--- Begin ---

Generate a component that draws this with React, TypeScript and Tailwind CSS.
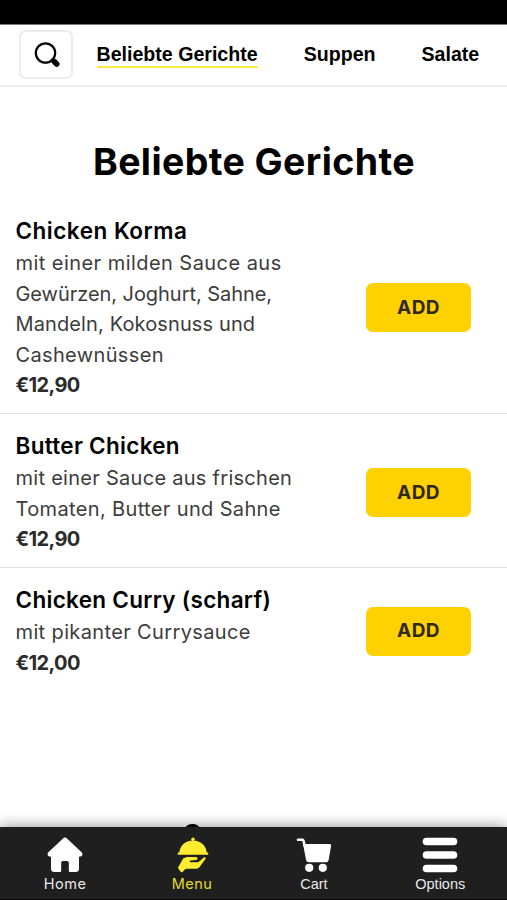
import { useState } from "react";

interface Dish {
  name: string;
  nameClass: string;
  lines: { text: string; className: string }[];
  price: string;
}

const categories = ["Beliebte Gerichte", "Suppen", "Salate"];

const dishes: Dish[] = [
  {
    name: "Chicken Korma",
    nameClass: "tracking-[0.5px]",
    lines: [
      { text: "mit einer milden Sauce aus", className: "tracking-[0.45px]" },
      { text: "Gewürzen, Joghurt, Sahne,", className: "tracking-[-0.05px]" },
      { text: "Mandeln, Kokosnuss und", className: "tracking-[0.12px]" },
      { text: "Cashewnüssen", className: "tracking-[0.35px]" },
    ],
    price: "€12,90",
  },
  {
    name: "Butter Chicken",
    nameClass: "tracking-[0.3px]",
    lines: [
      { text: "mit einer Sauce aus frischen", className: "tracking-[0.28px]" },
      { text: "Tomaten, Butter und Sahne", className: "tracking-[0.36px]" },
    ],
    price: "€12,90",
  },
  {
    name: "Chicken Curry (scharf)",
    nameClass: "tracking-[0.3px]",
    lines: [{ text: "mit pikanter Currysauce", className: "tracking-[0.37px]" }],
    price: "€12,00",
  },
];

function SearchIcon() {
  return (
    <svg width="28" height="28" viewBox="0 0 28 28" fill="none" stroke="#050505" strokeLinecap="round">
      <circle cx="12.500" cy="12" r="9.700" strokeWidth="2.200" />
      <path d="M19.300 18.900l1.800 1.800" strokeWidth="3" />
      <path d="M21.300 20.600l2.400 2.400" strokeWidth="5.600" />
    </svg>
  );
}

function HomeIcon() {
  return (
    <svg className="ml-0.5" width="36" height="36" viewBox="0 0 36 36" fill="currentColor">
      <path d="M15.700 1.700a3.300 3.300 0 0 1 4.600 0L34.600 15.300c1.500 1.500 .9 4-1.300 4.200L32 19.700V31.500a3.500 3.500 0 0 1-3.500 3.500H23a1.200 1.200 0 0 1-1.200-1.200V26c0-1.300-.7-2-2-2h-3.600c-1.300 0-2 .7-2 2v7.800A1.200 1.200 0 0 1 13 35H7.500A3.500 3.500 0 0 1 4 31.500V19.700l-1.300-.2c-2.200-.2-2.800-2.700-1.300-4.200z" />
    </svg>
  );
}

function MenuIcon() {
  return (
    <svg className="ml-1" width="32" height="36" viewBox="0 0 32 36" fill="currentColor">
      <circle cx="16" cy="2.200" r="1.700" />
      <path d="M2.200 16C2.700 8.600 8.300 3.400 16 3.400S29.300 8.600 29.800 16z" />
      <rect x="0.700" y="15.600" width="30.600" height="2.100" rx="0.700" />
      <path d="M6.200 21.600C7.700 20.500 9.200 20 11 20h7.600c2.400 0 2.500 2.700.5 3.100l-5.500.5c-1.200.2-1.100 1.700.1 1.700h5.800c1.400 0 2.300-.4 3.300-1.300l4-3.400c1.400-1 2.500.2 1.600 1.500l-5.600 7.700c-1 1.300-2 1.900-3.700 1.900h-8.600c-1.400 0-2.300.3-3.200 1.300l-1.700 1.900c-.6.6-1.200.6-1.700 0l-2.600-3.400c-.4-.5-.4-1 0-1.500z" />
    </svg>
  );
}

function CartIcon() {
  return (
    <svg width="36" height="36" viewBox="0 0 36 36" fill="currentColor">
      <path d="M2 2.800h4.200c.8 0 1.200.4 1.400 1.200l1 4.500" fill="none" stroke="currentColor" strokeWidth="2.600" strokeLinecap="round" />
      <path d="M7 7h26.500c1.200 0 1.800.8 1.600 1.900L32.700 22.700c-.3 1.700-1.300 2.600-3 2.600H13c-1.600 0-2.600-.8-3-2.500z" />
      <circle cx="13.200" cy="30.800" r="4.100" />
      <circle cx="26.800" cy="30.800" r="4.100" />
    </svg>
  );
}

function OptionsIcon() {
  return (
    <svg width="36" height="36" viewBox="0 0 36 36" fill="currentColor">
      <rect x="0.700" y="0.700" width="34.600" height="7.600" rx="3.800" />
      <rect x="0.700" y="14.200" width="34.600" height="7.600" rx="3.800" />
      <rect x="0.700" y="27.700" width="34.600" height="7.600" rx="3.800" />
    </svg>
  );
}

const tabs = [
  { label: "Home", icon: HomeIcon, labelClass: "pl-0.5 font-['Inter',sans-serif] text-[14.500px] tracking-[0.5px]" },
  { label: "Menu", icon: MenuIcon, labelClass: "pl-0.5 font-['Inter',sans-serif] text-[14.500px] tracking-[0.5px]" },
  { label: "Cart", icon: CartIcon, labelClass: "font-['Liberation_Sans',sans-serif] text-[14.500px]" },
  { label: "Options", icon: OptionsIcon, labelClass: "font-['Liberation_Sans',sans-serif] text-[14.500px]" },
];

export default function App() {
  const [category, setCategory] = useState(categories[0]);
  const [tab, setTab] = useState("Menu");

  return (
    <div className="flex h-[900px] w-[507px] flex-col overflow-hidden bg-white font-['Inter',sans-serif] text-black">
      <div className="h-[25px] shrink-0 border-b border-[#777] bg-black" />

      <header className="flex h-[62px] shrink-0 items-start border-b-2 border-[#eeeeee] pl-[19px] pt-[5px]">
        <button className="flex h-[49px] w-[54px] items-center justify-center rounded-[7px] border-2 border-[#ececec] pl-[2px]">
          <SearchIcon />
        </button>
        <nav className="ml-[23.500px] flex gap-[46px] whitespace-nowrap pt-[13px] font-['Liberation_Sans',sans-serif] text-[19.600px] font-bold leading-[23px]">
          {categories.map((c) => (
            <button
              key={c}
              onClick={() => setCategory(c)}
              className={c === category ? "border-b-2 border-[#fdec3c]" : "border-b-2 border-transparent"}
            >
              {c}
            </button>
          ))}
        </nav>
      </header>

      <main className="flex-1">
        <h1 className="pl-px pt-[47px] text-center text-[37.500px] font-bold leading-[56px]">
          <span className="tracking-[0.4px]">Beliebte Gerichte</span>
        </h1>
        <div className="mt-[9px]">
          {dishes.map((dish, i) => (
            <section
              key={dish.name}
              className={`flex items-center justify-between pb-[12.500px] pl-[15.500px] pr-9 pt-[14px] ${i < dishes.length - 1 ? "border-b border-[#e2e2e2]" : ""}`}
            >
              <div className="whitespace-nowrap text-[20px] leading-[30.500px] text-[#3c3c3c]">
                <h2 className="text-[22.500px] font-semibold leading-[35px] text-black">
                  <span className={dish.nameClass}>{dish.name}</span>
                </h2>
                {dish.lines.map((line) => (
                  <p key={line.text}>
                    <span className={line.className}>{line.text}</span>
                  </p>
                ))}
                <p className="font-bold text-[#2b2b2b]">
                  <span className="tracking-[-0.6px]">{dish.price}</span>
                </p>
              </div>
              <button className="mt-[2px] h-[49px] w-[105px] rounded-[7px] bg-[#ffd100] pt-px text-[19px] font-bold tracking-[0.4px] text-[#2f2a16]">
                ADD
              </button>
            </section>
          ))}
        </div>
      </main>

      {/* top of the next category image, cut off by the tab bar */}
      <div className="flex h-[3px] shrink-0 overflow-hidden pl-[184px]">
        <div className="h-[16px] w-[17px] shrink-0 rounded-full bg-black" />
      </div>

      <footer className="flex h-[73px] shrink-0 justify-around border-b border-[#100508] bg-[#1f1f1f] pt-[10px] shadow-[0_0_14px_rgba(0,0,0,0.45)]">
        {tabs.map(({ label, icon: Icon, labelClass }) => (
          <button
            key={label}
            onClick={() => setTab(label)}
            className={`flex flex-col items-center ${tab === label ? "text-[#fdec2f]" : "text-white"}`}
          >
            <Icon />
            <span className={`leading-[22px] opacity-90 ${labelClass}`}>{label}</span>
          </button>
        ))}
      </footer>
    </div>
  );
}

--- End ---

WHAT NEEDS TO BE DONE: Reproduce the full listing faithfully, but do not carry over any pictures.

FINAL RESULT:
Generate a component that draws this with React, TypeScript and Tailwind CSS.
import { useState } from "react";

interface Dish {
  name: string;
  nameClass: string;
  lines: { text: string; className: string }[];
  price: string;
}

const categories = ["Beliebte Gerichte", "Suppen", "Salate"];

const dishes: Dish[] = [
  {
    name: "Chicken Korma",
    nameClass: "tracking-[0.5px]",
    lines: [
      { text: "mit einer milden Sauce aus", className: "tracking-[0.45px]" },
      { text: "Gewürzen, Joghurt, Sahne,", className: "tracking-[-0.05px]" },
      { text: "Mandeln, Kokosnuss und", className: "tracking-[0.12px]" },
      { text: "Cashewnüssen", className: "tracking-[0.35px]" },
    ],
    price: "€12,90",
  },
  {
    name: "Butter Chicken",
    nameClass: "tracking-[0.3px]",
    lines: [
      { text: "mit einer Sauce aus frischen", className: "tracking-[0.28px]" },
      { text: "Tomaten, Butter und Sahne", className: "tracking-[0.36px]" },
    ],
    price: "€12,90",
  },
  {
    name: "Chicken Curry (scharf)",
    nameClass: "tracking-[0.3px]",
    lines: [{ text: "mit pikanter Currysauce", className: "tracking-[0.37px]" }],
    price: "€12,00",
  },
];

function SearchIcon() {
  return (
    <svg width="28" height="28" viewBox="0 0 28 28" fill="none" stroke="#050505" strokeLinecap="round">
      <circle cx="12.500" cy="12" r="9.700" strokeWidth="2.200" />
      <path d="M19.300 18.900l1.800 1.800" strokeWidth="3" />
      <path d="M21.300 20.600l2.400 2.400" strokeWidth="5.600" />
    </svg>
  );
}

function HomeIcon() {
  return (
    <svg className="ml-0.5" width="36" height="36" viewBox="0 0 36 36" fill="currentColor">
      <path d="M15.700 1.700a3.300 3.300 0 0 1 4.600 0L34.600 15.300c1.500 1.500 .9 4-1.300 4.200L32 19.700V31.500a3.500 3.500 0 0 1-3.500 3.500H23a1.200 1.200 0 0 1-1.200-1.200V26c0-1.300-.7-2-2-2h-3.600c-1.300 0-2 .7-2 2v7.800A1.200 1.200 0 0 1 13 35H7.500A3.500 3.500 0 0 1 4 31.500V19.700l-1.300-.2c-2.200-.2-2.800-2.700-1.300-4.200z" />
    </svg>
  );
}

function MenuIcon() {
  return (
    <svg className="ml-1" width="32" height="36" viewBox="0 0 32 36" fill="currentColor">
      <circle cx="16" cy="2.200" r="1.700" />
      <path d="M2.200 16C2.700 8.600 8.300 3.400 16 3.400S29.300 8.600 29.800 16z" />
      <rect x="0.700" y="15.600" width="30.600" height="2.100" rx="0.700" />
      <path d="M6.200 21.600C7.700 20.500 9.200 20 11 20h7.600c2.400 0 2.500 2.700.5 3.100l-5.500.5c-1.200.2-1.100 1.700.1 1.700h5.800c1.400 0 2.300-.4 3.300-1.300l4-3.400c1.400-1 2.500.2 1.600 1.500l-5.600 7.700c-1 1.300-2 1.900-3.700 1.900h-8.600c-1.400 0-2.300.3-3.200 1.300l-1.700 1.900c-.6.6-1.200.6-1.700 0l-2.600-3.400c-.4-.5-.4-1 0-1.500z" />
    </svg>
  );
}

function CartIcon() {
  return (
    <svg width="36" height="36" viewBox="0 0 36 36" fill="currentColor">
      <path d="M2 2.800h4.200c.8 0 1.200.4 1.400 1.200l1 4.500" fill="none" stroke="currentColor" strokeWidth="2.600" strokeLinecap="round" />
      <path d="M7 7h26.500c1.200 0 1.800.8 1.600 1.900L32.700 22.700c-.3 1.700-1.300 2.600-3 2.600H13c-1.600 0-2.600-.8-3-2.500z" />
      <circle cx="13.200" cy="30.800" r="4.100" />
      <circle cx="26.800" cy="30.800" r="4.100" />
    </svg>
  );
}

function OptionsIcon() {
  return (
    <svg width="36" height="36" viewBox="0 0 36 36" fill="currentColor">
      <rect x="0.700" y="0.700" width="34.600" height="7.600" rx="3.800" />
      <rect x="0.700" y="14.200" width="34.600" height="7.600" rx="3.800" />
      <rect x="0.700" y="27.700" width="34.600" height="7.600" rx="3.800" />
    </svg>
  );
}

const tabs = [
  { label: "Home", icon: HomeIcon, labelClass: "pl-0.5 font-['Inter',sans-serif] text-[14.500px] tracking-[0.5px]" },
  { label: "Menu", icon: MenuIcon, labelClass: "pl-0.5 font-['Inter',sans-serif] text-[14.500px] tracking-[0.5px]" },
  { label: "Cart", icon: CartIcon, labelClass: "font-['Liberation_Sans',sans-serif] text-[14.500px]" },
  { label: "Options", icon: OptionsIcon, labelClass: "font-['Liberation_Sans',sans-serif] text-[14.500px]" },
];

export default function App() {
  const [category, setCategory] = useState(categories[0]);
  const [tab, setTab] = useState("Menu");

  return (
    <div className="flex h-[900px] w-[507px] flex-col overflow-hidden bg-white font-['Inter',sans-serif] text-black">
      <div className="h-[25px] shrink-0 border-b border-[#777] bg-black" />

      <header className="flex h-[62px] shrink-0 items-start border-b-2 border-[#eeeeee] pl-[19px] pt-[5px]">
        <button className="flex h-[49px] w-[54px] items-center justify-center rounded-[7px] border-2 border-[#ececec] pl-[2px]">
          <SearchIcon />
        </button>
        <nav className="ml-[23.500px] flex gap-[46px] whitespace-nowrap pt-[13px] font-['Liberation_Sans',sans-serif] text-[19.600px] font-bold leading-[23px]">
          {categories.map((c) => (
            <button
              key={c}
              onClick={() => setCategory(c)}
              className={c === category ? "border-b-2 border-[#fdec3c]" : "border-b-2 border-transparent"}
            >
              {c}
            </button>
          ))}
        </nav>
      </header>

      <main className="flex-1">
        <h1 className="pl-px pt-[47px] text-center text-[37.500px] font-bold leading-[56px]">
          <span className="tracking-[0.4px]">Beliebte Gerichte</span>
        </h1>
        <div className="mt-[9px]">
          {dishes.map((dish, i) => (
            <section
              key={dish.name}
              className={`flex items-center justify-between pb-[12.500px] pl-[15.500px] pr-9 pt-[14px] ${i < dishes.length - 1 ? "border-b border-[#e2e2e2]" : ""}`}
            >
              <div className="whitespace-nowrap text-[20px] leading-[30.500px] text-[#3c3c3c]">
                <h2 className="text-[22.500px] font-semibold leading-[35px] text-black">
                  <span className={dish.nameClass}>{dish.name}</span>
                </h2>
                {dish.lines.map((line) => (
                  <p key={line.text}>
                    <span className={line.className}>{line.text}</span>
                  </p>
                ))}
                <p className="font-bold text-[#2b2b2b]">
                  <span className="tracking-[-0.6px]">{dish.price}</span>
                </p>
              </div>
              <button className="mt-[2px] h-[49px] w-[105px] rounded-[7px] bg-[#ffd100] pt-px text-[19px] font-bold tracking-[0.4px] text-[#2f2a16]">
                ADD
              </button>
            </section>
          ))}
        </div>
      </main>

      {/* top of the next category image, cut off by the tab bar */}
      <div className="flex h-[3px] shrink-0 overflow-hidden pl-[184px]">
        <div className="h-[16px] w-[17px] shrink-0 rounded-full bg-black" />
      </div>

      <footer className="flex h-[73px] shrink-0 justify-around border-b border-[#100508] bg-[#1f1f1f] pt-[10px] shadow-[0_0_14px_rgba(0,0,0,0.45)]">
        {tabs.map(({ label, icon: Icon, labelClass }) => (
          <button
            key={label}
            onClick={() => setTab(label)}
            className={`flex flex-col items-center ${tab === label ? "text-[#fdec2f]" : "text-white"}`}
          >
            <Icon />
            <span className={`leading-[22px] opacity-90 ${labelClass}`}>{label}</span>
          </button>
        ))}
      </footer>
    </div>
  );
}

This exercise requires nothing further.